WORK TO DO – Write out each line that follows exactly as it stands, without the pictures.

MATERIAL –
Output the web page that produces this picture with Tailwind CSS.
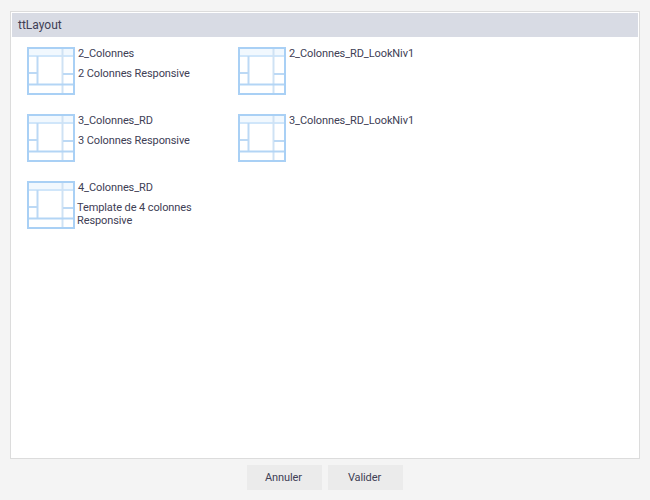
<!DOCTYPE html>
<html lang="en">
  <head>
    <meta charset="UTF-8" />
    <title>ttLayout</title>
    <script src="https://cdn.jsdelivr.net/npm/@tailwindcss/browser@4"></script>
  </head>
  <body class="bg-[#f4f4f4] font-['Roboto',sans-serif] text-[11px] tracking-[-0.1px] text-[#404055]">
    <div class="flex h-[500px] w-[650px] flex-col px-[10px] pt-[11px]">
      <div class="h-[448px] border border-[#dcdcdc] bg-white p-px">
        <div class="flex h-[24px] items-center bg-[#d8dbe4] pl-[6px] pb-px text-[12px] tracking-normal">ttLayout</div>

        <div class="grid grid-cols-[211px_211px] pl-[15px] pt-[10px]">
          <div class="flex h-[67px] gap-[3px]">
            <svg class="h-[48px] w-[48px] shrink-0" viewBox="0 0 48 48" fill="none">
              <rect x="2" y="2" width="44" height="6" fill="#f1f8fe" />
              <path d="M2 9h44" stroke="#d0e6fa" stroke-width="2" />
              <path d="M35.5 2v44" stroke="#cfe2f4" stroke-width="2" />
              <path d="M10.5 9v29" stroke="#bcd9f5" stroke-width="2" />
              <path d="M1 37.5h46" stroke="#b3d5f5" stroke-width="2" />
              <path d="M1 26h9M36 27h11" stroke="#bcd9f5" stroke-width="2" />
              <rect x="1" y="1" width="46" height="46" stroke="#a9d0f5" stroke-width="2" />
            </svg>
            <div class="-mt-px">
              <div class="leading-[16px]">2_Colonnes</div>
              <div class="mt-[4px] leading-[16px]">2 Colonnes Responsive</div>
            </div>
          </div>
          <div class="flex h-[67px] gap-[3px]">
            <svg class="h-[48px] w-[48px] shrink-0" viewBox="0 0 48 48" fill="none">
              <rect x="2" y="2" width="44" height="6" fill="#f1f8fe" />
              <path d="M2 9h44" stroke="#d0e6fa" stroke-width="2" />
              <path d="M35.5 2v44" stroke="#cfe2f4" stroke-width="2" />
              <path d="M10.5 9v29" stroke="#bcd9f5" stroke-width="2" />
              <path d="M1 37.5h46" stroke="#b3d5f5" stroke-width="2" />
              <path d="M1 26h9M36 27h11" stroke="#bcd9f5" stroke-width="2" />
              <rect x="1" y="1" width="46" height="46" stroke="#a9d0f5" stroke-width="2" />
            </svg>
            <div class="-mt-px leading-[16px]">2_Colonnes_RD_LookNiv1</div>
          </div>
          <div class="flex h-[67px] gap-[3px]">
            <svg class="h-[48px] w-[48px] shrink-0" viewBox="0 0 48 48" fill="none">
              <rect x="2" y="2" width="44" height="6" fill="#f1f8fe" />
              <path d="M2 9h44" stroke="#d0e6fa" stroke-width="2" />
              <path d="M35.5 2v44" stroke="#cfe2f4" stroke-width="2" />
              <path d="M10.5 9v29" stroke="#bcd9f5" stroke-width="2" />
              <path d="M1 37.5h46" stroke="#b3d5f5" stroke-width="2" />
              <path d="M1 26h9M36 27h11" stroke="#bcd9f5" stroke-width="2" />
              <rect x="1" y="1" width="46" height="46" stroke="#a9d0f5" stroke-width="2" />
            </svg>
            <div class="-mt-px">
              <div class="leading-[16px]">3_Colonnes_RD</div>
              <div class="mt-[4px] leading-[16px]">3 Colonnes Responsive</div>
            </div>
          </div>
          <div class="flex h-[67px] gap-[3px]">
            <svg class="h-[48px] w-[48px] shrink-0" viewBox="0 0 48 48" fill="none">
              <rect x="2" y="2" width="44" height="6" fill="#f1f8fe" />
              <path d="M2 9h44" stroke="#d0e6fa" stroke-width="2" />
              <path d="M35.5 2v44" stroke="#cfe2f4" stroke-width="2" />
              <path d="M10.5 9v29" stroke="#bcd9f5" stroke-width="2" />
              <path d="M1 37.5h46" stroke="#b3d5f5" stroke-width="2" />
              <path d="M1 26h9M36 27h11" stroke="#bcd9f5" stroke-width="2" />
              <rect x="1" y="1" width="46" height="46" stroke="#a9d0f5" stroke-width="2" />
            </svg>
            <div class="-mt-px leading-[16px]">3_Colonnes_RD_LookNiv1</div>
          </div>
          <div class="flex h-[67px] gap-[3px]">
            <svg class="h-[48px] w-[48px] shrink-0" viewBox="0 0 48 48" fill="none">
              <rect x="2" y="2" width="44" height="6" fill="#f1f8fe" />
              <path d="M2 9h44" stroke="#d0e6fa" stroke-width="2" />
              <path d="M35.5 2v44" stroke="#cfe2f4" stroke-width="2" />
              <path d="M10.5 9v29" stroke="#bcd9f5" stroke-width="2" />
              <path d="M1 37.5h46" stroke="#b3d5f5" stroke-width="2" />
              <path d="M1 26h9M36 27h11" stroke="#bcd9f5" stroke-width="2" />
              <rect x="1" y="1" width="46" height="46" stroke="#a9d0f5" stroke-width="2" />
            </svg>
            <div class="-mt-px">
              <div class="leading-[16px]">4_Colonnes_RD</div>
              <div class="mt-[5px] -ml-px w-[125px] leading-[13px]">Template de 4 colonnes Responsive</div>
            </div>
          </div>
        </div>
      </div>

      <div class="flex justify-center gap-[6px] pt-[6px]">
        <button class="h-[25px] w-[75px] bg-[#ebebeb] pt-px pr-[2px] text-center">Annuler</button>
        <button class="h-[25px] w-[75px] bg-[#ebebeb] pt-px pr-[2px] text-center">Valider</button>
      </div>
    </div>
  </body>
</html>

RIGHT ANSWER –
Output the web page that produces this picture with Tailwind CSS.
<!DOCTYPE html>
<html lang="en">
  <head>
    <meta charset="UTF-8" />
    <title>ttLayout</title>
    <script src="https://cdn.jsdelivr.net/npm/@tailwindcss/browser@4"></script>
  </head>
  <body class="bg-[#f4f4f4] font-['Roboto',sans-serif] text-[11px] tracking-[-0.1px] text-[#404055]">
    <div class="flex h-[500px] w-[650px] flex-col px-[10px] pt-[11px]">
      <div class="h-[448px] border border-[#dcdcdc] bg-white p-px">
        <div class="flex h-[24px] items-center bg-[#d8dbe4] pl-[6px] pb-px text-[12px] tracking-normal">ttLayout</div>

        <div class="grid grid-cols-[211px_211px] pl-[15px] pt-[10px]">
          <div class="flex h-[67px] gap-[3px]">
            <svg class="h-[48px] w-[48px] shrink-0" viewBox="0 0 48 48" fill="none">
              <rect x="2" y="2" width="44" height="6" fill="#f1f8fe" />
              <path d="M2 9h44" stroke="#d0e6fa" stroke-width="2" />
              <path d="M35.5 2v44" stroke="#cfe2f4" stroke-width="2" />
              <path d="M10.5 9v29" stroke="#bcd9f5" stroke-width="2" />
              <path d="M1 37.5h46" stroke="#b3d5f5" stroke-width="2" />
              <path d="M1 26h9M36 27h11" stroke="#bcd9f5" stroke-width="2" />
              <rect x="1" y="1" width="46" height="46" stroke="#a9d0f5" stroke-width="2" />
            </svg>
            <div class="-mt-px">
              <div class="leading-[16px]">2_Colonnes</div>
              <div class="mt-[4px] leading-[16px]">2 Colonnes Responsive</div>
            </div>
          </div>
          <div class="flex h-[67px] gap-[3px]">
            <svg class="h-[48px] w-[48px] shrink-0" viewBox="0 0 48 48" fill="none">
              <rect x="2" y="2" width="44" height="6" fill="#f1f8fe" />
              <path d="M2 9h44" stroke="#d0e6fa" stroke-width="2" />
              <path d="M35.5 2v44" stroke="#cfe2f4" stroke-width="2" />
              <path d="M10.5 9v29" stroke="#bcd9f5" stroke-width="2" />
              <path d="M1 37.5h46" stroke="#b3d5f5" stroke-width="2" />
              <path d="M1 26h9M36 27h11" stroke="#bcd9f5" stroke-width="2" />
              <rect x="1" y="1" width="46" height="46" stroke="#a9d0f5" stroke-width="2" />
            </svg>
            <div class="-mt-px leading-[16px]">2_Colonnes_RD_LookNiv1</div>
          </div>
          <div class="flex h-[67px] gap-[3px]">
            <svg class="h-[48px] w-[48px] shrink-0" viewBox="0 0 48 48" fill="none">
              <rect x="2" y="2" width="44" height="6" fill="#f1f8fe" />
              <path d="M2 9h44" stroke="#d0e6fa" stroke-width="2" />
              <path d="M35.5 2v44" stroke="#cfe2f4" stroke-width="2" />
              <path d="M10.5 9v29" stroke="#bcd9f5" stroke-width="2" />
              <path d="M1 37.5h46" stroke="#b3d5f5" stroke-width="2" />
              <path d="M1 26h9M36 27h11" stroke="#bcd9f5" stroke-width="2" />
              <rect x="1" y="1" width="46" height="46" stroke="#a9d0f5" stroke-width="2" />
            </svg>
            <div class="-mt-px">
              <div class="leading-[16px]">3_Colonnes_RD</div>
              <div class="mt-[4px] leading-[16px]">3 Colonnes Responsive</div>
            </div>
          </div>
          <div class="flex h-[67px] gap-[3px]">
            <svg class="h-[48px] w-[48px] shrink-0" viewBox="0 0 48 48" fill="none">
              <rect x="2" y="2" width="44" height="6" fill="#f1f8fe" />
              <path d="M2 9h44" stroke="#d0e6fa" stroke-width="2" />
              <path d="M35.5 2v44" stroke="#cfe2f4" stroke-width="2" />
              <path d="M10.5 9v29" stroke="#bcd9f5" stroke-width="2" />
              <path d="M1 37.5h46" stroke="#b3d5f5" stroke-width="2" />
              <path d="M1 26h9M36 27h11" stroke="#bcd9f5" stroke-width="2" />
              <rect x="1" y="1" width="46" height="46" stroke="#a9d0f5" stroke-width="2" />
            </svg>
            <div class="-mt-px leading-[16px]">3_Colonnes_RD_LookNiv1</div>
          </div>
          <div class="flex h-[67px] gap-[3px]">
            <svg class="h-[48px] w-[48px] shrink-0" viewBox="0 0 48 48" fill="none">
              <rect x="2" y="2" width="44" height="6" fill="#f1f8fe" />
              <path d="M2 9h44" stroke="#d0e6fa" stroke-width="2" />
              <path d="M35.5 2v44" stroke="#cfe2f4" stroke-width="2" />
              <path d="M10.5 9v29" stroke="#bcd9f5" stroke-width="2" />
              <path d="M1 37.5h46" stroke="#b3d5f5" stroke-width="2" />
              <path d="M1 26h9M36 27h11" stroke="#bcd9f5" stroke-width="2" />
              <rect x="1" y="1" width="46" height="46" stroke="#a9d0f5" stroke-width="2" />
            </svg>
            <div class="-mt-px">
              <div class="leading-[16px]">4_Colonnes_RD</div>
              <div class="mt-[5px] -ml-px w-[125px] leading-[13px]">Template de 4 colonnes Responsive</div>
            </div>
          </div>
        </div>
      </div>

      <div class="flex justify-center gap-[6px] pt-[6px]">
        <button class="h-[25px] w-[75px] bg-[#ebebeb] pt-px pr-[2px] text-center">Annuler</button>
        <button class="h-[25px] w-[75px] bg-[#ebebeb] pt-px pr-[2px] text-center">Valider</button>
      </div>
    </div>
  </body>
</html>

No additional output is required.